Required task:
Write out the material exactly, leaving every picture behind.

Given data:
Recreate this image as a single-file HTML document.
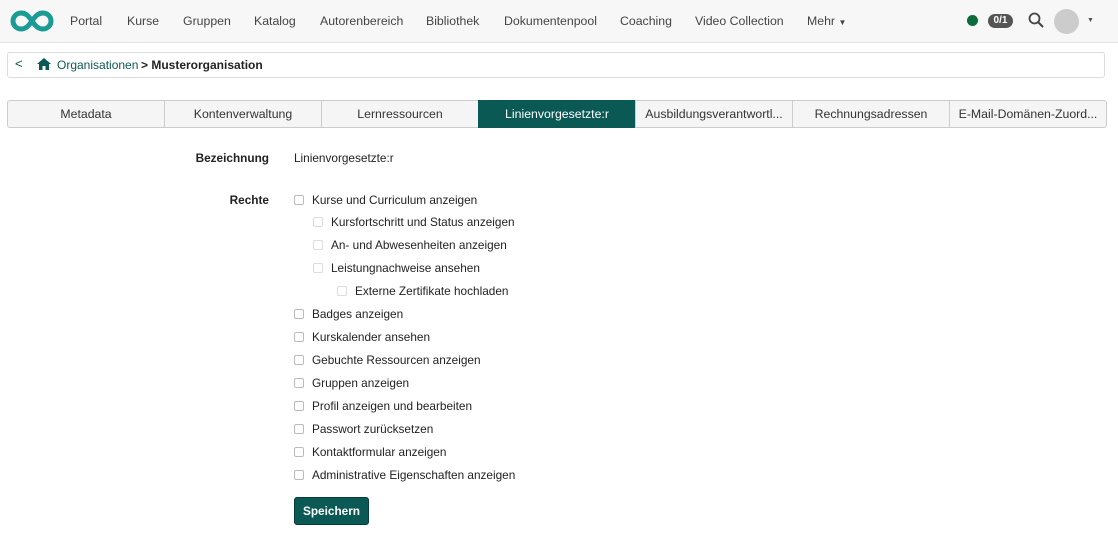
<!DOCTYPE html>
<html><head><meta charset="utf-8"><style>
body{margin:0;width:1118px;height:540px;background:#fff;font-family:"Liberation Sans",sans-serif;font-size:11.8px;color:#222;position:relative;overflow:hidden}
.nav{position:absolute;left:0;top:0;width:1118px;height:42px;background:#f7f7f7;border-bottom:1px solid #e5e5e5}
.nav a{position:absolute;top:14px;color:#444;font-size:12.3px}
.bc{position:absolute;left:7px;top:52px;width:1096px;height:24px;border:1px solid #ddd;border-radius:3px}
.bc span{position:absolute;top:5px;font-size:12px}
.tabs{position:absolute;left:7px;top:100px;display:flex}
.tab{width:156px;height:26px;border:1px solid #ccc;border-right:none;background:#f5f5f5;text-align:center;line-height:26px;font-size:12.3px;color:#333;white-space:nowrap;overflow:hidden}
.tab:first-child{border-radius:3px 0 0 3px}
.tab:last-child{border-right:1px solid #ccc;border-radius:0 3px 3px 0}
.tab.act{background:#0b5954;color:#fff;border-color:#0b5954}
.lbl{position:absolute;font-weight:bold;text-align:right;width:100px;left:169px}
.row{position:absolute;white-space:nowrap}
.row i{display:inline-block;width:8px;height:8px;border:1px solid #bbb;border-radius:2px;margin-right:8px;vertical-align:-1px}
.row.s i{border-color:#ddd}
.btn{position:absolute;left:294px;top:497px;width:73px;height:26px;background:#0b5954;border:1px solid #063c39;border-radius:3px;color:#fff;font-weight:bold;text-align:center;line-height:26px}
</style></head><body>
<div class="nav">
<svg style="position:absolute;left:10px;top:9px" width="44" height="24" viewBox="0 0 44 24"><path d="M22 12C18 6 15 4 11 4A8 8 0 0 0 11 20C15 20 18 18 22 12C26 6 29 4 33 4A8 8 0 0 1 33 20C29 20 26 18 22 12Z" fill="none" stroke="#1a9b94" stroke-width="5"/></svg>
<a style="left:70px">Portal</a><a style="left:127px">Kurse</a><a style="left:183px">Gruppen</a><a style="left:254px">Katalog</a><a style="left:320px">Autorenbereich</a><a style="left:426px">Bibliothek</a><a style="left:504px">Dokumentenpool</a><a style="left:620px">Coaching</a><a style="left:695px">Video Collection</a><a style="left:807px">Mehr <span style="font-size:8px">▼</span></a>
<div style="position:absolute;left:967px;top:15px;width:11px;height:11px;border-radius:50%;background:#0b6b3a"></div>
<div style="position:absolute;left:988px;top:14px;width:25px;height:14px;border-radius:7px;background:#555;color:#fff;font-size:10px;font-weight:bold;text-align:center;line-height:14px">0/1</div>
<svg style="position:absolute;left:1028px;top:12px" width="16" height="16" viewBox="0 0 16 16"><circle cx="6.5" cy="6.5" r="5" fill="none" stroke="#444" stroke-width="1.8"/><path d="M10 10L15 15" stroke="#444" stroke-width="2"/></svg>
<div style="position:absolute;left:1054px;top:9px;width:25px;height:25px;border-radius:50%;background:#ccc"></div>
<div style="position:absolute;left:1087px;top:17px;font-size:7px;color:#555">▼</div>
</div>
<div class="bc"><span style="left:7px;color:#0b5954;font-size:13px;top:3px">&lt;</span>
<svg style="position:absolute;left:29px;top:5px" width="14" height="12" viewBox="0 0 14 12"><path d="M7 0L14 6H12V12H8.5V8H5.5V12H2V6H0Z" fill="#0b5954"/></svg>
<span style="left:49px;color:#0b5954">Organisationen</span><span style="left:133px;font-weight:bold">&gt; Musterorganisation</span></div>
<div class="tabs"><div class="tab">Metadata</div><div class="tab">Kontenverwaltung</div><div class="tab">Lernressourcen</div><div class="tab act">Linienvorgesetzte:r</div><div class="tab">Ausbildungsverantwortl...</div><div class="tab">Rechnungsadressen</div><div class="tab">E-Mail-Domänen-Zuord...</div></div>
<div class="lbl" style="top:151px">Bezeichnung</div><div class="row" style="left:294px;top:151px">Linienvorgesetzte:r</div>
<div class="lbl" style="top:193px">Rechte</div>
<div class="row" style="left:294px;top:193px"><i></i>Kurse und Curriculum anzeigen</div>
<div class="row s" style="left:313px;top:215px"><i></i>Kursfortschritt und Status anzeigen</div>
<div class="row s" style="left:313px;top:238px"><i></i>An- und Abwesenheiten anzeigen</div>
<div class="row s" style="left:313px;top:261px"><i></i>Leistungnachweise ansehen</div>
<div class="row s" style="left:337px;top:284px"><i></i>Externe Zertifikate hochladen</div>
<div class="row" style="left:294px;top:307px"><i></i>Badges anzeigen</div>
<div class="row" style="left:294px;top:330px"><i></i>Kurskalender ansehen</div>
<div class="row" style="left:294px;top:353px"><i></i>Gebuchte Ressourcen anzeigen</div>
<div class="row" style="left:294px;top:376px"><i></i>Gruppen anzeigen</div>
<div class="row" style="left:294px;top:399px"><i></i>Profil anzeigen und bearbeiten</div>
<div class="row" style="left:294px;top:422px"><i></i>Passwort zurücksetzen</div>
<div class="row" style="left:294px;top:445px"><i></i>Kontaktformular anzeigen</div>
<div class="row" style="left:294px;top:468px"><i></i>Administrative Eigenschaften anzeigen</div>
<div class="btn">Speichern</div>
</body></html>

Task response:
Recreate this image as a single-file HTML document.
<!DOCTYPE html>
<html><head><meta charset="utf-8"><style>
body{margin:0;width:1118px;height:540px;background:#fff;font-family:"Liberation Sans",sans-serif;font-size:11.8px;color:#222;position:relative;overflow:hidden}
.nav{position:absolute;left:0;top:0;width:1118px;height:42px;background:#f7f7f7;border-bottom:1px solid #e5e5e5}
.nav a{position:absolute;top:14px;color:#444;font-size:12.3px}
.bc{position:absolute;left:7px;top:52px;width:1096px;height:24px;border:1px solid #ddd;border-radius:3px}
.bc span{position:absolute;top:5px;font-size:12px}
.tabs{position:absolute;left:7px;top:100px;display:flex}
.tab{width:156px;height:26px;border:1px solid #ccc;border-right:none;background:#f5f5f5;text-align:center;line-height:26px;font-size:12.3px;color:#333;white-space:nowrap;overflow:hidden}
.tab:first-child{border-radius:3px 0 0 3px}
.tab:last-child{border-right:1px solid #ccc;border-radius:0 3px 3px 0}
.tab.act{background:#0b5954;color:#fff;border-color:#0b5954}
.lbl{position:absolute;font-weight:bold;text-align:right;width:100px;left:169px}
.row{position:absolute;white-space:nowrap}
.row i{display:inline-block;width:8px;height:8px;border:1px solid #bbb;border-radius:2px;margin-right:8px;vertical-align:-1px}
.row.s i{border-color:#ddd}
.btn{position:absolute;left:294px;top:497px;width:73px;height:26px;background:#0b5954;border:1px solid #063c39;border-radius:3px;color:#fff;font-weight:bold;text-align:center;line-height:26px}
</style></head><body>
<div class="nav">
<svg style="position:absolute;left:10px;top:9px" width="44" height="24" viewBox="0 0 44 24"><path d="M22 12C18 6 15 4 11 4A8 8 0 0 0 11 20C15 20 18 18 22 12C26 6 29 4 33 4A8 8 0 0 1 33 20C29 20 26 18 22 12Z" fill="none" stroke="#1a9b94" stroke-width="5"/></svg>
<a style="left:70px">Portal</a><a style="left:127px">Kurse</a><a style="left:183px">Gruppen</a><a style="left:254px">Katalog</a><a style="left:320px">Autorenbereich</a><a style="left:426px">Bibliothek</a><a style="left:504px">Dokumentenpool</a><a style="left:620px">Coaching</a><a style="left:695px">Video Collection</a><a style="left:807px">Mehr <span style="font-size:8px">▼</span></a>
<div style="position:absolute;left:967px;top:15px;width:11px;height:11px;border-radius:50%;background:#0b6b3a"></div>
<div style="position:absolute;left:988px;top:14px;width:25px;height:14px;border-radius:7px;background:#555;color:#fff;font-size:10px;font-weight:bold;text-align:center;line-height:14px">0/1</div>
<svg style="position:absolute;left:1028px;top:12px" width="16" height="16" viewBox="0 0 16 16"><circle cx="6.5" cy="6.5" r="5" fill="none" stroke="#444" stroke-width="1.8"/><path d="M10 10L15 15" stroke="#444" stroke-width="2"/></svg>
<div style="position:absolute;left:1054px;top:9px;width:25px;height:25px;border-radius:50%;background:#ccc"></div>
<div style="position:absolute;left:1087px;top:17px;font-size:7px;color:#555">▼</div>
</div>
<div class="bc"><span style="left:7px;color:#0b5954;font-size:13px;top:3px">&lt;</span>
<svg style="position:absolute;left:29px;top:5px" width="14" height="12" viewBox="0 0 14 12"><path d="M7 0L14 6H12V12H8.5V8H5.5V12H2V6H0Z" fill="#0b5954"/></svg>
<span style="left:49px;color:#0b5954">Organisationen</span><span style="left:133px;font-weight:bold">&gt; Musterorganisation</span></div>
<div class="tabs"><div class="tab">Metadata</div><div class="tab">Kontenverwaltung</div><div class="tab">Lernressourcen</div><div class="tab act">Linienvorgesetzte:r</div><div class="tab">Ausbildungsverantwortl...</div><div class="tab">Rechnungsadressen</div><div class="tab">E-Mail-Domänen-Zuord...</div></div>
<div class="lbl" style="top:151px">Bezeichnung</div><div class="row" style="left:294px;top:151px">Linienvorgesetzte:r</div>
<div class="lbl" style="top:193px">Rechte</div>
<div class="row" style="left:294px;top:193px"><i></i>Kurse und Curriculum anzeigen</div>
<div class="row s" style="left:313px;top:215px"><i></i>Kursfortschritt und Status anzeigen</div>
<div class="row s" style="left:313px;top:238px"><i></i>An- und Abwesenheiten anzeigen</div>
<div class="row s" style="left:313px;top:261px"><i></i>Leistungnachweise ansehen</div>
<div class="row s" style="left:337px;top:284px"><i></i>Externe Zertifikate hochladen</div>
<div class="row" style="left:294px;top:307px"><i></i>Badges anzeigen</div>
<div class="row" style="left:294px;top:330px"><i></i>Kurskalender ansehen</div>
<div class="row" style="left:294px;top:353px"><i></i>Gebuchte Ressourcen anzeigen</div>
<div class="row" style="left:294px;top:376px"><i></i>Gruppen anzeigen</div>
<div class="row" style="left:294px;top:399px"><i></i>Profil anzeigen und bearbeiten</div>
<div class="row" style="left:294px;top:422px"><i></i>Passwort zurücksetzen</div>
<div class="row" style="left:294px;top:445px"><i></i>Kontaktformular anzeigen</div>
<div class="row" style="left:294px;top:468px"><i></i>Administrative Eigenschaften anzeigen</div>
<div class="btn">Speichern</div>
</body></html>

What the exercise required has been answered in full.